Dec. 15, 2016

Syncing data center computers at the speed of light

When several computers need to work together, as when calculating in parallel on several parts of a single large problem or managing a large database, they need to keep in step. These situations are particularly common in large data centers that make up “the cloud” where institutions farm out their computing needs. So a Cornell computer scientist has come up with a new system, “Datacenter Time Protocol” (DTP), in which signals sent at the speed of light over fiber-optic cables between the computers enable them to stay in sync to within a few nanoseconds.

“Time is important,” said Hakim Weatherspoon, professor of computer science. “The closer you can synchronize clocks, the higher performance your systems can achieve.” For the corporate or individual user this can mean cloud computing efficiency, faster search engines and speedier apps on a mobile phone.

Weatherspoon was on sabbatical during fall 2015 at Microsoft Research, working with Microsoft researchers Hitesh Ballani and Paolo Costa in their Rack-Scale Computing group. They have continued their collaboration since Weatherspoon’s return to Cornell.

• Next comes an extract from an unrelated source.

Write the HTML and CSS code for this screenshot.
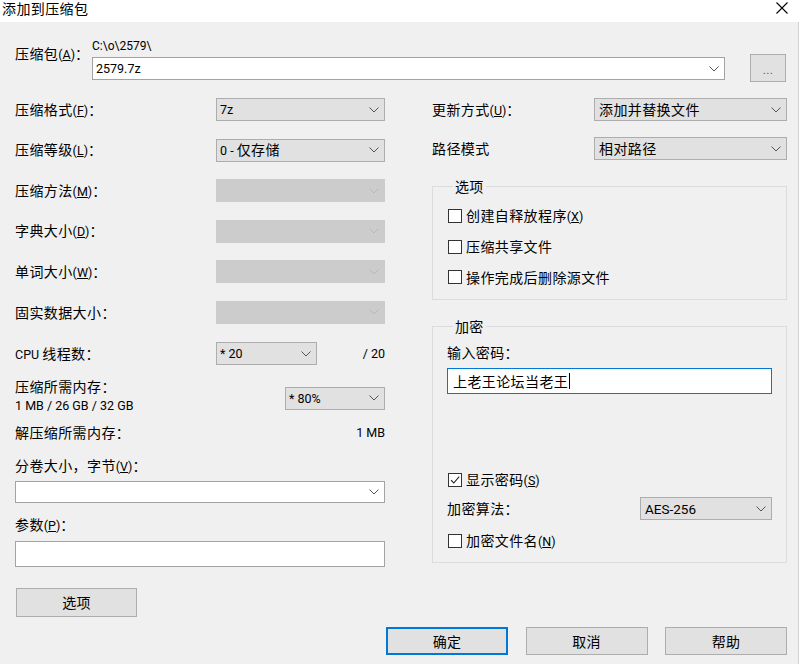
FILE: index.html
```html
<!DOCTYPE html>
<html lang="zh-CN">
<head>
<meta charset="utf-8">
<title>添加到压缩包</title>
<link rel="stylesheet" href="styles.css">
</head>
<body>
<div class="titlebar">
  <div class="title">添加到压缩包</div>
  <svg class="close" viewBox="0 0 12 12" width="12" height="12"><path d="M0.5 0.5 L11.5 11.5 M11.5 0.5 L0.5 11.5" stroke="#000" stroke-width="1.1" fill="none"/></svg>
</div>
<div class="dialog">
  <div class="archive">
    <div class="t archive-lbl">压缩包<span class="e">(<u>A</u>)</span>：</div>
    <div class="archive-main">
      <div class="path e">C:\o\2579\</div>
      <div class="combo"><span class="e">2579.7z</span><svg class="chev" viewBox="0 0 10 6" width="10" height="6"><path d="M0.5 0.5 L5 5 L9.5 0.5" fill="none" stroke="#555" stroke-width="1"/></svg></div>
    </div>
    <div class="btn browse"><span class="dots">...</span></div>
  </div>

  <div class="cols">
    <div class="left">
      <div class="row">
        <div class="t">压缩格式<span class="e">(<u>F</u>)</span>：</div>
        <div class="sel w169"><span class="e">7z</span><svg class="chev" viewBox="0 0 10 6" width="10" height="6"><path d="M0.5 0.5 L5 5 L9.5 0.5" fill="none" stroke="#555" stroke-width="1"/></svg></div>
      </div>
      <div class="row mt-a">
        <div class="t">压缩等级<span class="e">(<u>L</u>)</span>：</div>
        <div class="sel w169"><span class="t"><span class="e">0 - </span>仅存储</span><svg class="chev" viewBox="0 0 10 6" width="10" height="6"><path d="M0.5 0.5 L5 5 L9.5 0.5" fill="none" stroke="#555" stroke-width="1"/></svg></div>
      </div>
      <div class="row mt-a">
        <div class="t">压缩方法<span class="e">(<u>M</u>)</span>：</div>
        <div class="sel w169 dis"><svg class="chev" viewBox="0 0 10 6" width="10" height="6"><path d="M0.5 0.5 L5 5 L9.5 0.5" fill="none" stroke="#b8b8b8" stroke-width="1"/></svg></div>
      </div>
      <div class="row mt-a">
        <div class="t">字典大小<span class="e">(<u>D</u>)</span>：</div>
        <div class="sel w169 dis"><svg class="chev" viewBox="0 0 10 6" width="10" height="6"><path d="M0.5 0.5 L5 5 L9.5 0.5" fill="none" stroke="#b8b8b8" stroke-width="1"/></svg></div>
      </div>
      <div class="row mt-a">
        <div class="t">单词大小<span class="e">(<u>W</u>)</span>：</div>
        <div class="sel w169 dis"><svg class="chev" viewBox="0 0 10 6" width="10" height="6"><path d="M0.5 0.5 L5 5 L9.5 0.5" fill="none" stroke="#b8b8b8" stroke-width="1"/></svg></div>
      </div>
      <div class="row mt-a">
        <div class="t">固实数据大小：</div>
        <div class="sel w169 dis"><svg class="chev" viewBox="0 0 10 6" width="10" height="6"><path d="M0.5 0.5 L5 5 L9.5 0.5" fill="none" stroke="#b8b8b8" stroke-width="1"/></svg></div>
      </div>
      <div class="row h22 mt-cpu">
        <div class="t"><span class="e">CPU </span>线程数：</div>
        <div class="cpu-right">
          <div class="sel w101 h22"><span class="e">* 20</span><svg class="chev" viewBox="0 0 10 6" width="10" height="6"><path d="M0.5 0.5 L5 5 L9.5 0.5" fill="none" stroke="#555" stroke-width="1"/></svg></div>
          <span class="e">/ 20</span>
        </div>
      </div>
      <div class="mem">
        <div class="mem-text">
          <div class="t line">压缩所需内存：</div>
          <div class="e line">1 MB / 26 GB / 32 GB</div>
        </div>
        <div class="sel w100 mem-sel"><span class="e">* 80%</span><svg class="chev" viewBox="0 0 10 6" width="10" height="6"><path d="M0.5 0.5 L5 5 L9.5 0.5" fill="none" stroke="#555" stroke-width="1"/></svg></div>
      </div>
      <div class="line split decomp">
        <span class="t">解压缩所需内存：</span>
        <span class="e">1 MB</span>
      </div>
      <div class="t line vol">分卷大小，字节<span class="e">(<u>V</u>)</span>：</div>
      <div class="combo h22 vol-combo"><svg class="chev" viewBox="0 0 10 6" width="10" height="6"><path d="M0.5 0.5 L5 5 L9.5 0.5" fill="none" stroke="#555" stroke-width="1"/></svg></div>
      <div class="t line param">参数<span class="e">(<u>P</u>)</span>：</div>
      <div class="input param-input"></div>
      <div class="btn opt-btn">选项</div>
    </div>

    <div class="right">
      <div class="row">
        <div class="t">更新方式<span class="e">(<u>U</u>)</span>：</div>
        <div class="sel w193"><span class="t">添加并替换文件</span><svg class="chev" viewBox="0 0 10 6" width="10" height="6"><path d="M0.5 0.5 L5 5 L9.5 0.5" fill="none" stroke="#555" stroke-width="1"/></svg></div>
      </div>
      <div class="row h22 mt-path">
        <div class="t">路径模式</div>
        <div class="sel w193 h22"><span class="t">相对路径</span><svg class="chev" viewBox="0 0 10 6" width="10" height="6"><path d="M0.5 0.5 L5 5 L9.5 0.5" fill="none" stroke="#555" stroke-width="1"/></svg></div>
      </div>

      <fieldset class="group g1">
        <legend>选项</legend>
        <div class="check-row"><span class="box"></span><span class="t">创建自释放程序<span class="e">(<u>X</u>)</span></span></div>
        <div class="check-row mt-c"><span class="box"></span><span class="t">压缩共享文件</span></div>
        <div class="check-row mt-c"><span class="box"></span><span class="t">操作完成后删除源文件</span></div>
      </fieldset>

      <fieldset class="group g2">
        <legend>加密</legend>
        <div class="t line">输入密码：</div>
        <div class="input pwd"><span class="pwd-text">上老王论坛当老王</span><span class="caret"></span></div>
        <div class="check-row show-pwd"><span class="box"><svg viewBox="0 0 12 12" width="12" height="12"><path d="M2 6.2 L4.8 9 L10.2 2.6" fill="none" stroke="#222" stroke-width="1.1"/></svg></span><span class="t">显示密码<span class="e">(<u>S</u>)</span></span></div>
        <div class="row alg">
          <div class="t">加密算法：</div>
          <div class="sel w132"><span class="e aes">AES-256</span><svg class="chev" viewBox="0 0 10 6" width="10" height="6"><path d="M0.5 0.5 L5 5 L9.5 0.5" fill="none" stroke="#555" stroke-width="1"/></svg></div>
        </div>
        <div class="check-row enc-name"><span class="box"></span><span class="t">加密文件名<span class="e">(<u>N</u>)</span></span></div>
      </fieldset>
    </div>
  </div>

  <div class="buttons">
    <div class="btn big default">确定</div>
    <div class="btn big">取消</div>
    <div class="btn big">帮助</div>
  </div>
</div>
</body>
</html>
```
FILE: styles.css
```css
* { box-sizing: border-box; }
html, body { margin: 0; padding: 0; }
body {
  width: 800px;
  height: 665px;
  overflow: hidden;
  background: #ffffff;
  font-family: "Noto Sans CJK SC", "Noto Sans", sans-serif;
  color: #000;
}
u { text-decoration: underline; text-underline-offset: 1px; text-decoration-thickness: 1px; }

.titlebar {
  height: 22px;
  background: #fff;
  display: flex;
  justify-content: space-between;
  align-items: flex-start;
  padding: 0 12px 0 2px;
}
.title { font-size: 14px; letter-spacing: 0.4px; line-height: 17px; }
.close { margin-top: 2px; }

.dialog {
  width: 799px;
  height: 642px;
  background: #f0f0f0;
  border-right: 1px solid #d2d2d2;
  padding: 16px 11px 0 15px;
  display: flex;
  flex-direction: column;
}

.t { font-size: 14px; letter-spacing: 0.4px; line-height: 19px; white-space: nowrap; }
.e { font-family: Roboto, "Liberation Sans", sans-serif; font-size: 12.5px; letter-spacing: 0; white-space: pre; }
.line { line-height: 19px; height: 19px; }

/* archive row */
.archive { display: flex; align-items: flex-start; height: 44px; }
.archive-lbl { width: 77px; margin-top: 6px; }
.archive-main { width: 633px; display: flex; flex-direction: column; }
.path { line-height: 16px; height: 16px; margin-bottom: 3px; font-size: 12px; }

.combo {
  height: 23px;
  background: #fff;
  border: 1px solid #a3a3a3;
  display: flex;
  align-items: center;
  padding: 0 5px 0 3px;
}
.combo .chev { margin-left: auto; }
.h22 { height: 22px; }

.btn {
  background: #e1e1e1;
  border: 1px solid #adadad;
  display: flex;
  align-items: center;
  justify-content: center;
  font-size: 14px;
  letter-spacing: 0.3px;
  line-height: 18px;
}
.browse { width: 36px; height: 28px; margin-left: 25px; margin-top: 16px; }
.dots { font-family: "Liberation Sans", sans-serif; font-size: 11px; color: #555; letter-spacing: 0.5px; margin-top: 3px; }

/* columns */
.cols { display: flex; margin-top: 16px; }
.left { width: 370px; display: flex; flex-direction: column; }
.right { width: 355px; margin-left: 47px; display: flex; flex-direction: column; }

.row { display: flex; align-items: center; justify-content: space-between; height: 23px; }
.mt-a { margin-top: 17.5px; }
.mt-cpu { margin-top: 18.5px; }
.mt-path { margin-top: 16px; }

.sel {
  height: 23px;
  background: #e1e1e1;
  border: 1px solid #adadad;
  display: flex;
  align-items: center;
  padding: 0 5px 0 3px;
}
.sel .chev { margin-left: auto; flex: none; }
.sel.dis { background: #cccccc; border-color: #cccccc; }
.w169 { width: 169px; }
.w101 { width: 101px; }
.w100 { width: 100px; }
.w193 { width: 193px; padding-left: 4px; }
.w132 { width: 132px; padding-left: 4px; }

.cpu-right { display: flex; align-items: center; justify-content: space-between; width: 169px; }

.mem { display: flex; justify-content: space-between; align-items: flex-start; margin-top: 11.5px; }
.mem-sel { margin-top: 10px; }

.split { display: flex; justify-content: space-between; align-items: center; }
.decomp { margin-top: 8px; }
.vol { margin-top: 14.5px; }
.vol-combo { margin-top: 5.5px; }
.param { margin-top: 12.5px; }

.input { background: #fff; border: 1px solid #a3a3a3; height: 26px; }
.param-input { margin-top: 6.5px; }

.opt-btn { width: 121px; height: 29px; margin-top: 21px; margin-left: 1px; }

/* group boxes */
.group {
  margin: 18px 0 0 0;
  padding: 0 14px;
  border: 1px solid #dcdcdc;
  min-width: 0;
  width: 355px;
}
.group legend {
  font-size: 14px;
  letter-spacing: 0.3px;
  line-height: 16px;
  padding: 0 2px;
  margin-left: 6px;
}
.g1 { padding-top: 12px; padding-bottom: 12px; }
.g2 { padding-top: 9px; padding-bottom: 11px; }

.check-row { display: flex; align-items: center; height: 20px; }
.mt-c { margin-top: 10.5px; }
.box {
  width: 14px;
  height: 14px;
  background: #fff;
  border: 1px solid #333;
  margin-left: 1px;
  margin-right: 4px;
  display: flex;
  align-items: center;
  justify-content: center;
  flex: none;
}

.pwd {
  margin-top: 6px;
  border-color: #0078d7;
  display: flex;
  align-items: center;
  padding-left: 5px;
}
.pwd-text { font-size: 14px; letter-spacing: 0.4px; line-height: 18px; }
.caret { width: 1px; height: 16px; background: #000; margin-left: 1px; }
.show-pwd { margin-top: 76px; }
.alg { margin-top: 7px; }
.aes { font-size: 13.5px; }
.enc-name { margin-top: 11px; }

/* bottom buttons */
.buttons { display: flex; justify-content: flex-end; gap: 17.5px; margin-top: 10px; }
.btn.big { width: 122px; height: 28px; }
.btn.default { border: 2px solid #0078d7; }
```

“Rack-scale computing” refers to the latest step forward in cloud centers: Beyond linking arrays of individual servers, the systems link racks that hold several computers each. A “switch” on each rack keeps the computers on the rack working together and connects the rack to the rest of the center.

Weatherspoon and doctoral students Ki Suh Lee, Han Wang and Vishal Shrivaslav presented the research in a paper, “Globally Synchronized Time via Datacenter Networks,” at the ACM Special Interest Group on Data Communication conference in Florianópolis, Brazil, in August.

The central processing unit in a computer generates a “clock signal” – a steady beat that tells the rest of the chip when to move forward a step in its program, like a drummer keeping a marching band together. Even if all the CPUs in a data center are the same model from the same manufacturer, differences in temperature, power supply or load can cause some of them to run at different rates. The goal is for each computer to recognize the “offset” between itself and another to which it is linked, and adjust the timing of its messages to the other accordingly.

DTP works behind the scenes at the “physical level” of a network. On Ethernet networks, data ordinarily travel in “packets” – strings of ones and zeros marked with a beginning and an end and containing a destination address and a payload of information. DTP sends computers information about their time difference by directly modifying the pulses of light that travel through fiber-optic cables, with no effect on the higher level packets.

Upgrading a data center to use the system would not be expensive, the researchers said, although the hardware that connects computers to the network would have to be modified to read and write the DTP signals. Weatherspoon is hoping for the addition of a DTP standard to the IEEE standards for Ethernet networks.

In tests at a Microsoft data center, DTP kept computers in sync to within 25.6 nanoseconds. “We scheduled every packet from every machine in a rack-scale computer system, resulting in reduced power, cost and size of the network fabric,” said Weatherspoon. “They are very interested in this technology.”